Within the context of the customer, the systems and infrastructure capabilities needed to serve those customers and segmentation-based requirements must be reassessed.

Next, it's imperative to explore the skills and competency requirements for the people component of the CRM design.

A decade of CRM has taught us that nothing happens until your people interact with the customer in a manner consistent with new CRM customer strategies and systems.

And, finally, you should be well positioned to apply predictive modeling algorithms to establish a financial model with exceptional accuracy.

Not an easy task, but case studies are proving financial predictions that can demonstrate account-level forecasting with over 80 percent accuracy.

Summary

Developing a CRM strategy isn't an easy task. Complex organizational design, comprehensive technologies and ever-changing customer demands are just the beginning. The lessons learned are monumental but we know that the promises of customer driven CRM are worth the journey.

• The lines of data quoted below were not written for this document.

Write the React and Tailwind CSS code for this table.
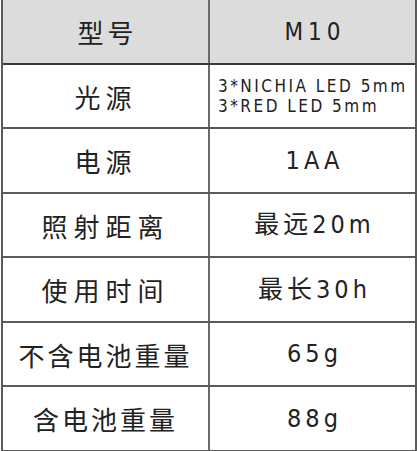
export default function App() {
  const rows = [
    { l: "光源", tl: "tracking-[5px]", h: "h-[64px]", r: null },
    { l: "电源", tl: "tracking-[5px]", h: "h-[65px]", r: "1AA" },
    { l: "照射距离", tl: "tracking-[6px]", h: "h-[64px]", r: "最远20m" },
    { l: "使用时间", tl: "tracking-[6px]", h: "h-[65px]", r: "最长30h" },
    { l: "不含电池重量", tl: "tracking-[3px]", h: "h-[64px]", r: "65g" },
    { l: "含电池重量", tl: "tracking-[3px]", h: "h-[63px]", r: "88g" },
  ];
  return (
    <div className="w-[417px] h-[451px] bg-white text-[#222222]">
      <div className="ml-[1px] w-[416px] border-l-2 border-r-2 border-b-2 border-[#5a5a5a]">
        <div className="grid grid-cols-[207px_1fr] h-[65px] border-b-2 border-[#3a3a3a] bg-[#dcdcdc]">
          <div className="flex items-center justify-center border-r-2 border-[#6a6a6a] text-[26px] tracking-[4px] pl-[4px] font-normal font-['Noto_Sans_CJK_SC',sans-serif]">
            型号
          </div>
          <div className="flex items-center justify-center text-[24px] tracking-[5px] pl-[5px] font-['DejaVu_Sans_Condensed','Noto_Sans_CJK_SC',sans-serif]">
            M10
          </div>
        </div>
        {rows.map((row, i) => (
          <div
            key={i}
            className={`grid grid-cols-[207px_1fr] ${row.h} border-b-2 border-[#5a5a5a] last:border-b-0`}
          >
            <div
              className={`flex items-center justify-center border-r-2 border-[#6a6a6a] text-[26px] font-normal font-['Noto_Sans_CJK_SC',sans-serif] ${row.tl}`}
            >
              {row.l}
            </div>
            {row.r === null ? (
              <div className="flex flex-col justify-center pl-[8px] text-[17px] leading-[20px] tracking-[2.5px] font-['DejaVu_Sans_Condensed',sans-serif]">
                <div>3*NICHIA LED 5mm</div>
                <div>3*RED LED 5mm</div>
              </div>
            ) : (
              <div className="flex items-center justify-center text-[25px] tracking-[4px] pl-[4px] font-['DejaVu_Sans_Condensed','Noto_Sans_CJK_SC',sans-serif]">
                {row.r}
              </div>
            )}
          </div>
        ))}
      </div>
    </div>
  );
}
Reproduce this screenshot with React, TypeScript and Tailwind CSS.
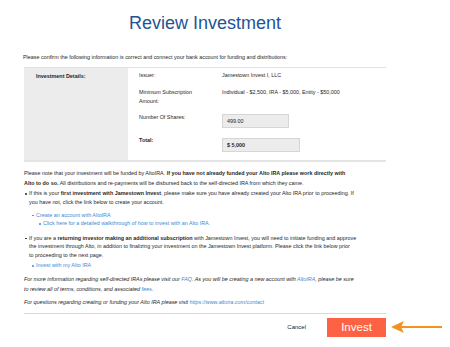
import React from "react";

const link = "text-[#3d8bd4]";

function Bullet({ level, children, dot = "bg-[#222]" }: { level: 1 | 2 | 3; children: React.ReactNode; dot?: string }) {
  const pad = level === 1 ? "pl-[1px]" : level === 2 ? "pl-[8px]" : "pl-[15px]";
  return (
    <div className={`flex items-start ${pad}`}>
      <span className="w-[4px] shrink-0 flex justify-start pt-[4px]">
        <span className={`block w-[1.5px] h-[1.5px] rounded-full ${dot}`} />
      </span>
      <span>{children}</span>
    </div>
  );
}

export default function App() {
  return (
    <div
      className="w-[450px] h-[347px] bg-white overflow-hidden text-[#1f1f1f]"
      style={{ fontFamily: '"Liberation Sans", Arial, sans-serif' }}
    >
      <div className="ml-[24px] w-[362px]">
        {/* Heading */}
        <h1 className="pt-[14px] text-center text-[18px] leading-[18px] text-[#245395]">Review Investment</h1>

        <p className="mt-[21px] -ml-[1px] text-[5.4px] leading-[8px]">
          Please confirm the following information is correct and connect your bank account for funding and distributions:
        </p>

        {/* Details table */}
        <div className="mt-[6px] flex border-t border-[#e2e2e2] border-b-2 border-b-[#e4e4e4] text-[5.4px] leading-[9px]">
          <div className="w-[104px] shrink-0 bg-[#ececec] pl-[12px] pt-[4px] font-bold">Investment Details:</div>
          <div className="flex-1 pl-[11px] pt-[3px] pb-[8px]">
            <div className="flex">
              <div className="w-[83px] shrink-0">Issuer:</div>
              <div>Jamestown Invest I, LLC</div>
            </div>
            <div className="flex mt-[8px] leading-[9.4px]">
              <div className="w-[83px] shrink-0">
                Minimum Subscription
                <br />
                Amount:
              </div>
              <div>Individual - $2,500, IRA - $5,000, Entity - $50,000</div>
            </div>
            <div className="flex items-start mt-[6px]">
              <div className="w-[83px] shrink-0">Number Of Shares:</div>
              <div className="mt-[1.5px] w-[67px] h-[14px] bg-[#ececec] border border-[#d6d6d6] pl-[4px] flex items-center">
                499.00
              </div>
            </div>
            <div className="flex items-start mt-[8px]">
              <div className="w-[83px] shrink-0 font-bold">Total:</div>
              <div className="mt-[2px] w-[78px] h-[14px] bg-[#ececec] border border-[#d6d6d6] pl-[4px] flex items-center font-bold">
                $ 5,000
              </div>
            </div>
          </div>
        </div>

        {/* Notes */}
        <div className="text-[5.4px]">
          <p className="mt-[7px] leading-[9.4px] whitespace-nowrap">
            Please note that your investment will be funded by AltoIRA.{" "}
            <b>If you have not already funded your Alto IRA please work directly with</b>
            <br />
            <b>Alto to do so.</b> All distributions and re-payments will be disbursed back to the self-directed IRA from which they came.
          </p>

          <div className="mt-[1px] leading-[8.4px] whitespace-nowrap">
            <Bullet level={1}>
              If this is your <b>first investment with Jamestown Invest</b>, please make sure you have already created your Alto IRA prior to proceeding. If
              <br />
              you have not, click the link below to create your account.
            </Bullet>
            <div className="mt-[5px]">
              <Bullet level={2} dot="bg-[#3d8bd4]">
                <span className={link}>Create an account with AltoIRA</span>
              </Bullet>
              <Bullet level={3} dot="bg-[#3d8bd4]">
                <span className={link}>Click here for a detailed walkthrough of how to invest with an Alto IRA.</span>
              </Bullet>
            </div>
            <div className="mt-[6px]">
              <Bullet level={1}>
                If you are a <b>returning investor making an additional subscription</b> with Jamestown Invest, you will need to initiate funding and approve
                <br />
                the investment through Alto, in addition to finalizing your investment on the Jamestown Invest platform. Please click the link below prior
                <br />
                to proceeding to the next page.
              </Bullet>
            </div>
            <div className="mt-[2.5px]">
              <Bullet level={2} dot="bg-[#3d8bd4]">
                <span className={link}>Invest with my Alto IRA</span>
              </Bullet>
            </div>
          </div>

          <p className="mt-[5px] italic leading-[9.7px] whitespace-nowrap">
            For more information regarding self-directed IRAs please visit our <span className={link}>FAQ</span>. As you will be creating a new account with{" "}
            <span className={link}>AltoIRA</span>, please be sure
            <br />
            to review all of terms, conditions, and associated <span className={link}>fees</span>.
          </p>
          <p className="mt-[4px] italic leading-[9.4px] whitespace-nowrap">
            For questions regarding creating or funding your Alto IRA please visit{" "}
            <span className={link}>https://www.altoira.com/contact</span>
          </p>
        </div>

        <div className="mt-[5px] border-t border-[#dadada]" />

        {/* Actions */}
        <div className="mt-[4px] flex items-center justify-end">
          <button className="mr-[21px] text-[6px] text-[#222]">Cancel</button>
          <div className="relative">
            <button className="w-[59px] h-[19.5px] bg-[#fc6243] text-white text-[11.5px] leading-none flex items-center justify-center">
              Invest
            </button>
            <svg
              className="absolute left-[64px] top-[2.5px]"
              width="52"
              height="14"
              viewBox="0 0 52 14"
            >
              <path d="M10 7 H51" stroke="#f5921f" strokeWidth="2.2" fill="none" />
              <path d="M0 7 L13 1 L10 7 L13 13 Z" fill="#f5921f" />
            </svg>
          </div>
        </div>
      </div>
    </div>
  );
}
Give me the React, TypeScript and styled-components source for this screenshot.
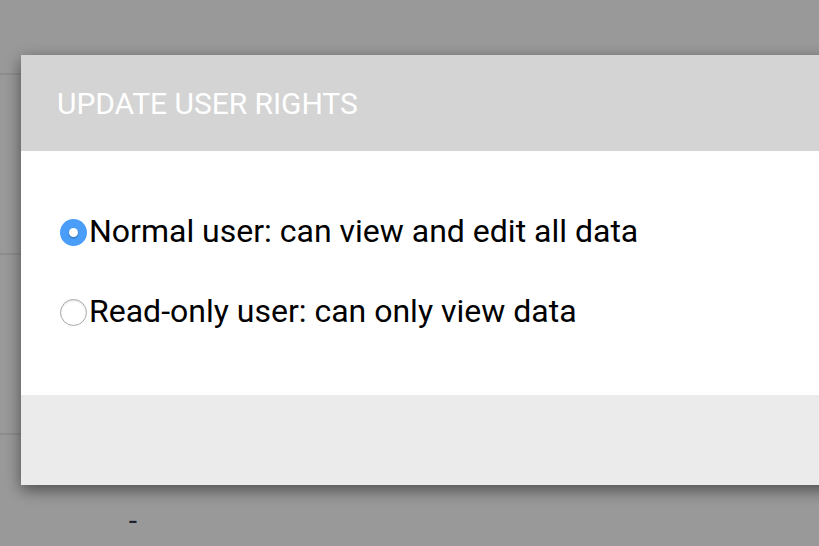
import React from "react";
import styled, { createGlobalStyle } from "styled-components";

const GlobalStyle = createGlobalStyle`
  html, body {
    margin: 0;
    padding: 0;
    width: 100%;
    height: 100%;
    overflow: hidden;
    background: #ffffff;
    font-family: Roboto, "Noto Sans", Arial, sans-serif;
  }
  #root { height: 100%; }
`;

const Page = styled.div`
  display: flex;
  flex-direction: column;
  height: 100%;
  overflow: hidden;
`;

const PageHeader = styled.div`
  height: 73px;
  border-bottom: 2px solid #ececec;
  flex: none;
`;

const TableRow = styled.div`
  display: grid;
  grid-template-columns: 266px 1fr;
  align-items: center;
  height: 178px;
  border-bottom: 2px solid #ececec;
  flex: none;
`;

const Cell = styled.div`
  text-align: center;
  font-size: 30px;
  color: #2e3a52;
  line-height: 1;
  margin-top: -6px;
`;

const Overlay = styled.div`
  position: fixed;
  inset: 0;
  background: rgba(0, 0, 0, 0.4);
`;

const Dialog = styled.div`
  position: fixed;
  top: 55px;
  left: 21px;
  width: 840px;
  display: flex;
  flex-direction: column;
  box-shadow: 0 5px 15px rgba(0, 0, 0, 0.5);
`;

const DialogHeader = styled.div`
  height: 96px;
  background: #d4d4d4;
  display: flex;
  align-items: center;
  padding: 0 36px;
  box-sizing: border-box;
`;

const Title = styled.h2`
  margin: 0;
  font-size: 30px;
  font-weight: 400;
  color: #ffffff;
  letter-spacing: -0.05px;
`;

const DialogBody = styled.div`
  background: #ffffff;
  height: 244px;
  box-sizing: border-box;
  padding: 60px 39px 0;
  display: flex;
  flex-direction: column;
  gap: 40px;
`;

const Option = styled.label`
  display: flex;
  align-items: center;
  height: 40px;
  gap: 2px;
  font-size: 32px;
  color: #000000;
  cursor: pointer;
`;

const Radio = styled.span<{ $checked?: boolean }>`
  flex: none;
  width: 27px;
  height: 27px;
  border-radius: 50%;
  box-sizing: border-box;
  display: flex;
  align-items: center;
  justify-content: center;
  background: ${(p) => (p.$checked ? "#4a9df8" : "#ffffff")};
  border: ${(p) => (p.$checked ? "none" : "1.5px solid #a8a8a8")};
  box-shadow: ${(p) =>
    p.$checked ? "none" : "inset 0 1px 2px rgba(0,0,0,0.12)"};
  margin-top: 2px;
`;

const Dot = styled.span`
  width: 9px;
  height: 9px;
  border-radius: 50%;
  background: #ffffff;
  box-shadow: 0 1px 2px rgba(0, 0, 0, 0.35);
`;

const DialogFooter = styled.div`
  height: 90px;
  background: #ebebeb;
`;

export default function App() {
  return (
    <>
      <GlobalStyle />
      <Page>
        <PageHeader />
        <TableRow />
        <TableRow />
        <TableRow>
          <Cell>-</Cell>
          <Cell />
        </TableRow>
      </Page>
      <Overlay />
      <Dialog role="dialog">
        <DialogHeader>
          <Title>UPDATE USER RIGHTS</Title>
        </DialogHeader>
        <DialogBody>
          <Option>
            <Radio $checked>
              <Dot />
            </Radio>
            Normal user: can view and edit all data
          </Option>
          <Option>
            <Radio />
            Read-only user: can only view data
          </Option>
        </DialogBody>
        <DialogFooter />
      </Dialog>
    </>
  );
}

Here's a simple framework for fourth-generation CRM:

  • Focus on financial results: Learn how to identify existing profitable customer segments and determine what will establish a profit-based profile for moving forward. Then develop the business requirements to support sustained, and structurally bonded, relationships.

     
  • Find cost effective alternatives for nonbuyers or low-margin customers: Not all customer relationships are profitable and very few companies can afford to pay to deliver an equal level of services. Control costs and save your best resources for premium accounts—while working to bring low performers into an acceptable profit portfolio.